In the short-term you would only put lander on the moon with containers (fuel factory, solar panels, basics).. and the lunar ice is a MUST.. so you land first at Peak of Eternal Light.. you have constant light and constant shade.. if shade has no water, then you must get hydrogen (and probably carbon) from somewhere else (which would be unfortunate).. but then again, lots of data points to presence of water..

robotic lander would really answer lots of questions..

tanker vehicle is needed anyway.. tanker is EDS with means of transferal of propelant..

you would land lander on moon and you could take time to fix it.. there would be more of them, so if one would be broken others would be used untill it is fixed (or used for spares)..

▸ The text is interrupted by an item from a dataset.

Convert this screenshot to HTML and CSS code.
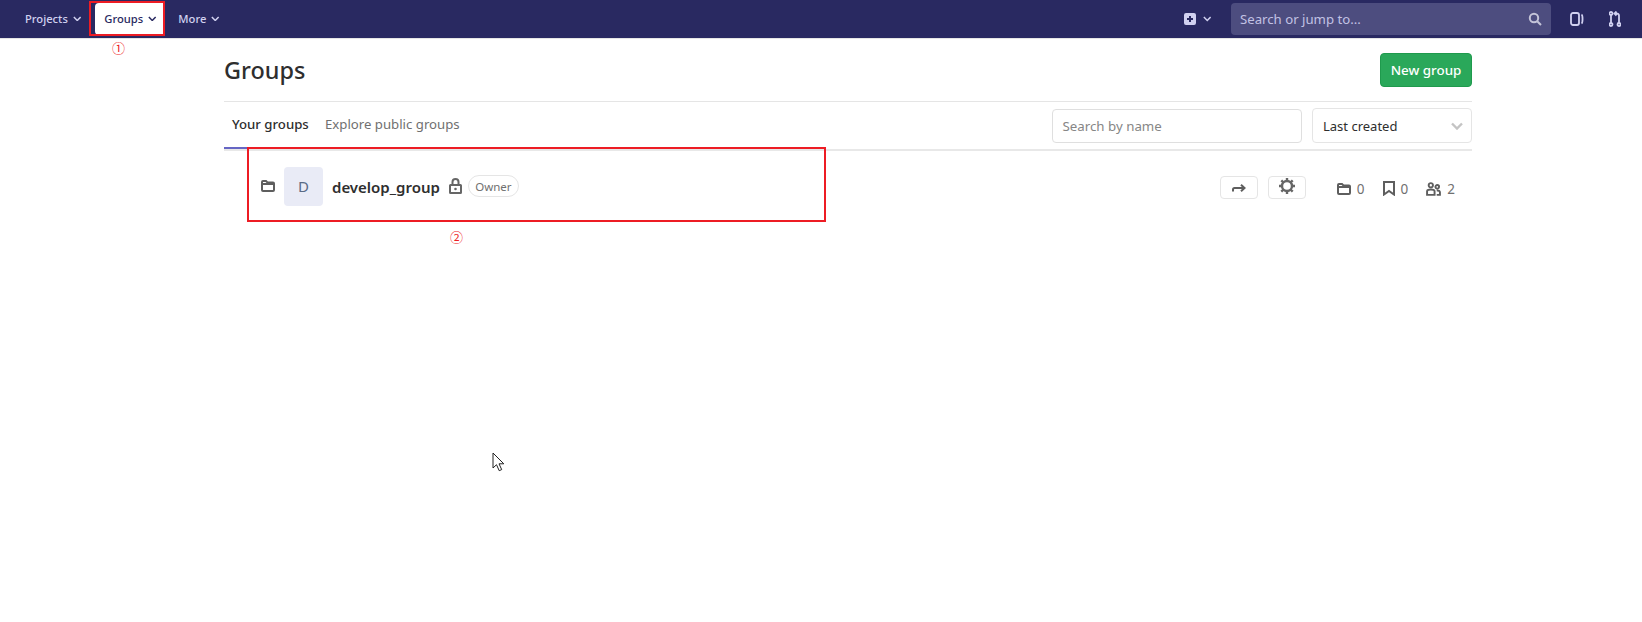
FILE: index.html
```html
<!DOCTYPE html>
<html lang="en">
<head>
<meta charset="utf-8">
<title>Groups</title>
<link rel="stylesheet" href="styles.css">
</head>
<body>
<header class="navbar">
  <nav class="nav-left">
    <a class="nav-item">Projects <svg class="chev" viewBox="0 0 10 6"><path d="M1 1l4 4 4-4"/></svg></a>
    <a class="nav-item active">Groups <svg class="chev" viewBox="0 0 10 6"><path d="M1 1l4 4 4-4"/></svg></a>
    <a class="nav-item">More <svg class="chev" viewBox="0 0 10 6"><path d="M1 1l4 4 4-4"/></svg></a>
  </nav>
  <div class="nav-right">
    <a class="plus">
      <svg class="plus-icon" viewBox="0 0 12 12"><path fill-rule="evenodd" d="M2 0h8a2 2 0 0 1 2 2v8a2 2 0 0 1-2 2H2a2 2 0 0 1-2-2V2a2 2 0 0 1 2-2zm3 3v2H3v2h2v2h2V7h2V5H7V3z"/></svg>
      <svg class="chev" viewBox="0 0 10 6"><path d="M1 1l4 4 4-4"/></svg>
    </a>
    <div class="nav-search">
      <span>Search or jump to...</span>
      <svg class="search-icon" viewBox="0 0 14 14"><circle cx="6" cy="6" r="4.2"/><path d="M9.2 9.2L13 13"/></svg>
    </div>
    <svg class="nav-icon issues" viewBox="0 0 14 16"><rect x="1" y="2" width="8" height="12" rx="2"/><path d="M11.500 3.500c1.400.8 1.400 8.200 0 9"/></svg>
    <svg class="nav-icon mr" viewBox="0 0 12 16"><circle cx="2" cy="2.500" r="1.500"/><circle cx="2" cy="13.500" r="1.500"/><circle cx="10" cy="13.500" r="1.500"/><path d="M2 4v8M10 12V4.500C10 3 9 2.500 7.500 2.500H6M7.500 .5l-2 2 2 2"/></svg>
  </div>
</header>

<main class="container">
  <div class="title-row">
    <h1>Groups</h1>
    <a class="btn-new">New group</a>
  </div>
  <div class="tabs-row">
    <div class="tabs">
      <a class="tab current">Your groups</a>
      <a class="tab">Explore public groups</a>
    </div>
    <div class="filters">
      <div class="filter-input">Search by name</div>
      <div class="filter-select">Last created
        <svg class="select-chev" viewBox="0 0 12 8"><path d="M1 1.500l5 5 5-5"/></svg>
      </div>
    </div>
  </div>
  <div class="group-row">
    <svg class="folder row-folder" viewBox="0 0 14 12"><path d="M1 2a1 1 0 0 1 1-1h3l1.500 1.500H12a1 1 0 0 1 1 1V10a1 1 0 0 1-1 1H2a1 1 0 0 1-1-1zM1.500 4h11"/></svg>
    <div class="avatar">D</div>
    <a class="group-name">develop_group</a>
    <svg class="lock" viewBox="0 0 13 16"><path fill-rule="evenodd" d="M2.500 6V4a4 4 0 0 1 8 0v2h1A1.500 1.500 0 0 1 13 7.500V14.500A1.500 1.500 0 0 1 11.500 16h-10A1.500 1.500 0 0 1 0 14.500V7.500A1.500 1.500 0 0 1 1.500 6zm2 0h4V4a2 2 0 0 0-4 0zM2 8v6h9V8zM6.500 9.700a1.300 1.300 0 1 1 0 2.600 1.300 1.300 0 0 1 0-2.600z"/></svg>
    <span class="badge">Owner</span>
    <div class="row-actions">
      <a class="icon-btn"><svg class="share" viewBox="0 0 14 8"><path d="M1 7.500V5.500C1 4.500 1.500 4 2.500 4H12M9 .8L12.500 4 9 7.200"/></svg></a>
      <a class="icon-btn"><svg class="gear" viewBox="0 0 16 16"><circle cx="8" cy="8" r="5"/><path d="M8 0v3M8 13v3M0 8h3M13 8h3M2.300 2.300l2.200 2.200M11.500 11.500l2.200 2.200M13.700 2.300l-2.200 2.200M4.500 11.500l-2.200 2.200"/></svg></a>
    </div>
    <div class="stats">
      <span class="stat"><svg class="folder" viewBox="0 0 14 12"><path d="M1 2a1 1 0 0 1 1-1h3l1.500 1.500H12a1 1 0 0 1 1 1V10a1 1 0 0 1-1 1H2a1 1 0 0 1-1-1zM1.500 4h11"/></svg><b>0</b></span>
      <span class="stat"><svg class="bookmark" viewBox="0 0 12 15"><path d="M1 1h10v12.500L6 10l-5 3.500z"/></svg><b>0</b></span>
      <span class="stat"><svg class="people" viewBox="0 0 14 13"><circle cx="4.500" cy="3" r="2"/><circle cx="10.500" cy="4.500" r="1.700"/><path d="M1 12V8.500C1 7.500 2.500 7 4.500 7S8 7.500 8 8.500V12zM10 8c2-.3 3 .4 3 1.500V12h-3"/></svg><b>2</b></span>
    </div>
  </div>
</main>

<div class="mark mark-nav"></div>
<div class="mark mark-row"></div>
<span class="note note-1">①</span>
<span class="note note-2">②</span>
<svg class="cursor" viewBox="0 0 13 20"><path d="M1 1v15l3.500-3.300 2.700 6 2.500-1.100-2.700-5.800h4.800z"/></svg>
</body>
</html>
```

FILE: styles.css
```css
* { box-sizing: border-box; }
html, body { margin: 0; height: 622px; overflow: hidden; background: #fff; }
body { font-family: "Noto Sans", "Open Sans", sans-serif; color: #2e2e2e; position: relative; font-size: 13px; }
svg { display: block; flex: none; }

.navbar { height: 39px; background: #292961; border-bottom: 1px solid #e5e5e5; display: flex; justify-content: space-between; align-items: center; }
.nav-left { display: flex; align-items: center; padding-left: 17px; height: 38px; }
.nav-item { display: flex; align-items: center; gap: 5px; height: 32px; padding: 0 8px 1px; margin-right: 6px; font-size: 11.200px; font-weight: 500; color: #d1d1f0; border-radius: 4px; white-space: nowrap; }
.nav-item.active { background: #fff; color: #292961; padding: 0 7px 1px 9px; margin: 0 7px 0 0; width: 68px; border-radius: 4px 0 0 4px; }
.chev { width: 8.500px; height: 5.500px; fill: none; stroke: currentColor; stroke-width: 1.800; }

.nav-right { display: flex; align-items: center; height: 38px; padding-right: 21px; }
.plus { display: flex; align-items: center; gap: 7px; color: #d1d1f0; margin-right: 20px; }
.plus-icon { width: 12px; height: 12px; fill: #d1d1f0; }
.nav-search { width: 320px; height: 32px; background: #4d4d7f; border-radius: 4px; display: flex; align-items: center; justify-content: space-between; padding: 0 9px; color: #c2c2e4; font-size: 13.200px; margin-right: 19px; }
.search-icon { width: 14px; height: 14px; fill: none; stroke: #c4c4d8; stroke-width: 2; }
.nav-icon { fill: none; stroke: #d1d1f0; stroke-width: 1.800; width: 14px; height: 16px; }
.issues { margin-right: 25px; }
.mr { width: 12px; }

.container { width: 1248px; margin-left: 224px; }
.title-row { display: flex; justify-content: space-between; align-items: center; height: 63px; border-bottom: 1px solid #e5e5e5; padding-top: 3px; }
h1 { margin: 0 0 3px; font-size: 23.400px; font-weight: 500; color: #2e2e2e; line-height: 32px; }
.btn-new { width: 92px; height: 34px; background: #2aa85a; border: 1px solid #1f9a4d; border-radius: 4px; color: #fff; font-size: 13.400px; display: flex; align-items: center; justify-content: center; font-weight: 500; margin-bottom: 4px; }

.tabs-row { display: flex; justify-content: space-between; height: 49px; border-bottom: 2px solid #e8e8e8; }
.tabs { display: flex; }
.tab { height: 47px; padding: 12px 8px 0; color: #707070; font-size: 13.200px; line-height: 20px; white-space: nowrap; }
.tab.current { width: 93px; color: #2e2e2e; font-weight: 500; border-bottom: 2px solid #6666c4; }
.filters { display: flex; align-items: flex-start; gap: 10px; padding-top: 6px; }
.filter-input { width: 250px; height: 34px; margin-top: 1px; border: 1px solid #dfdfdf; border-radius: 4px; padding: 0 9.500px; color: #868686; font-size: 13.300px; line-height: 32px; }
.filter-select { width: 160px; height: 35px; border: 1px solid #e5e5e5; border-radius: 4px; padding: 1px 8px 0 10px; color: #2e2e2e; font-size: 13px; line-height: 33px; display: flex; justify-content: space-between; align-items: center; }
.select-chev { width: 12px; height: 8px; fill: none; stroke: #c4c4c4; stroke-width: 2.400; }

.group-row { display: flex; align-items: center; height: 74px; padding: 0 17px 0 37px; }
.folder { width: 14px; height: 12px; fill: none; stroke: #5e5e5e; stroke-width: 2; }
.row-folder { margin-right: 9px; margin-top: -5px; }
.avatar { width: 39px; height: 39px; background: #e9ebf6; border-radius: 4px; color: #5a6a85; font-size: 15px; display: flex; align-items: center; justify-content: center; margin-right: 9px; margin-top: -4px; }
.group-name { font-size: 15px; font-weight: 600; color: #2e2e2e; margin-right: 9px; margin-top: -3px; }
.lock { width: 13px; height: 16px; fill: #666; margin-right: 6px; margin-top: -5px; }
.badge { height: 22px; width: 51px; border: 1px solid #e5e5e5; border-radius: 11px; color: #707070; font-size: 11.500px; display: flex; align-items: center; justify-content: center; margin-top: -4px; }
.row-actions { display: flex; gap: 10px; margin-left: auto; margin-top: -1px; }
.icon-btn { width: 38px; height: 23px; border: 1px solid #e5e5e5; border-radius: 4px; display: flex; align-items: center; justify-content: center; }
.share { width: 14px; height: 8px; fill: none; stroke: #5e5e5e; stroke-width: 2; }
.gear { width: 16px; height: 16px; fill: none; stroke: #666; stroke-width: 2.400; margin-top: -3px; overflow: visible; }
.stats { display: flex; gap: 18px; margin-left: 31px; margin-top: 1px; color: #707070; font-size: 13.500px; }
.stat { display: flex; align-items: center; gap: 6px; }
.stat b { font-weight: 400; }
.bookmark { width: 12px; height: 15px; fill: none; stroke: #5e5e5e; stroke-width: 2; }
.people { width: 15px; height: 14px; fill: none; stroke: #5e5e5e; stroke-width: 1.800; }

.mark { position: absolute; border: 2px solid #ed1c24; pointer-events: none; }
.mark-nav { left: 89px; top: 1px; width: 76px; height: 35px; }
.mark-row { left: 247px; top: 147px; width: 579px; height: 75px; }
.note { position: absolute; color: #ed1c24; font-size: 13px; line-height: 14px; font-family: "Noto Sans CJK SC", sans-serif; }
.note-1 { left: 112px; top: 41px; }
.note-2 { left: 450px; top: 230px; }
.cursor { position: absolute; left: 492px; top: 452px; width: 13px; height: 20px; fill: #fff; stroke: #222; stroke-width: 1; }
```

CEV could dock with tanker/tug.. if anything goes wrong CEV would return crew to earth without problems..

cargo LSAM would take off loaded with propelant from moon and would either pick up more cargo or become tanker for tug.. so it would be reused after propelant production would start.. it could also come handy for "hops" around the moon..

You mean any clear advantage for PMWAC as in: "It is proposed here to solve not only (high thrust/ high Isp / high efficency), but to provide the breakthrough technology required to make fusion propulsion a realizable goal in the next decade." ? 

Forget about scooping gasses.. I WANT PMWAC 

Yes, I know.. but they use Xenon because it's inert and easy to keep for long time. As far as I can tell Hall thrusters can use any gass including O2 (the most reactive).

I have looked up data on Smart-1. It has 2 KW solar pannel, Ion drive which has 70 kg of Xenon and ISP 1640. It will use all of it in 200 days.

So If we would have to use half of gasses for thrusting, and we would have 2 MW solar pannels, then we would get 100 tons of usefull gasses / year. More power = more gasses.

Not if you use solar energy to compensate for drag. Let say we build something that looks like stingray. Flat with solar wings, wide mouth to 'scoop' atmosfere, seperate, eject unneeded parts (N2 probobly) with some kind of thruster (with energy from the sun).